Some franchises allocate advertising budgets based on the percentage of contributions each location makes to the advertising fund. Locations that contribute more receive a larger share of the budget. This method incentivizes individual franchisees to invest in marketing and rewards those who actively support the brand's advertising efforts.

4. Impression Level Budgeting

Another approach to location-specific budgeting is based on impression levels. This method depends on the channel mix, such as display, connected TV (CTV), and digital out-of-home advertising. Brands can split the budget to ensure that each location receives a certain number of impressions. This approach sets a threshold for locations, guaranteeing a minimum level of exposure..

5. Custom Methods

Franchise brands can also create custom methods for budget allocation. For instance, they might consider factors like historical performance, market competition, or the specific goals of each location. This flexibility allows brands to adapt their approach to the unique needs of their franchisees.

Consideration of Budget Minimums on Advertising Platforms

When determining budgets for location-specific advertising, it's crucial to factor in platform-specific minimum requirements. Platforms like Google and Facebook have minimum budget thresholds for effective campaign performance. Franchise brands should ensure that location budgets meet or exceed these minimums to maximize the impact of their campaigns.

Why Budgeting Per Location Is Effective

  1. Targeted Marketing: By allocating budgets per location, franchise brands can create highly targeted advertising campaigns. This precision ensures that marketing efforts reach the right audience in the right place.

  2. Efficiency: Hyperlocology minimizes wasted resources by concentrating efforts where they matter most. This efficiency translates to better return on investment (ROI) for franchisees and the brand as a whole.

  3. Customization: Each location can tailor its marketing approach to local preferences and needs, enhancing engagement and conversion rates.

  4. Accountability: Franchisees become more invested in advertising efforts when they have a say in their budgets. This accountability can lead to more active participation and collaboration between the brand and its local owners.

Stats and Benefits of Per Location Advertising

Several case studies and industry reports have highlighted the effectiveness of location-specific advertising:

  • Higher Conversion Rates: Location-targeted campaigns often yield higher conversion rates compared to broad national efforts.

  • Increased Foot Traffic: Brands that implement advertising strategies per location often experience a significant increase in foot traffic at individual locations.
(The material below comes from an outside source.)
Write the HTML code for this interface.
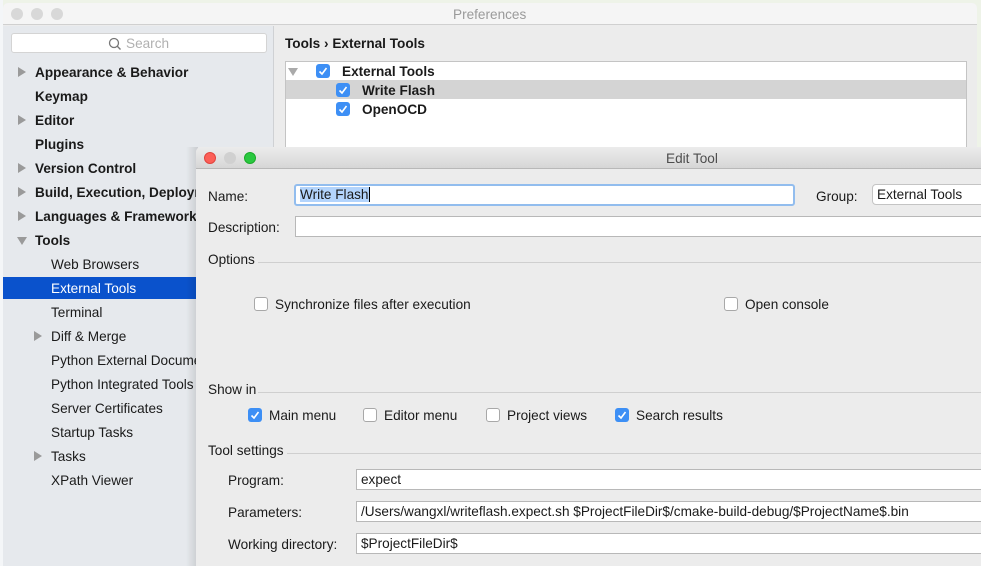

  • Improved Brand Loyalty: Customers are more likely to engage with a brand when they see personalized, relevant advertising for their local area.

  • Cost Savings: Brands that adopt Hyperlocology per-location approach often find they can achieve their marketing goals with smaller budgets, leading to cost savings.

The Hyperlocology platform helps with location-specific budgeting and is an essential tool for franchise brands looking to make the most of their advertising efforts. By tailoring budgets to individual locations and accounting for platform-specific minimums, brands can create more effective, efficient, and accountable marketing campaigns. The stats and benefits of this approach speak volumes, proving that it's a winning strategy for both franchise brands and their dedicated franchisees.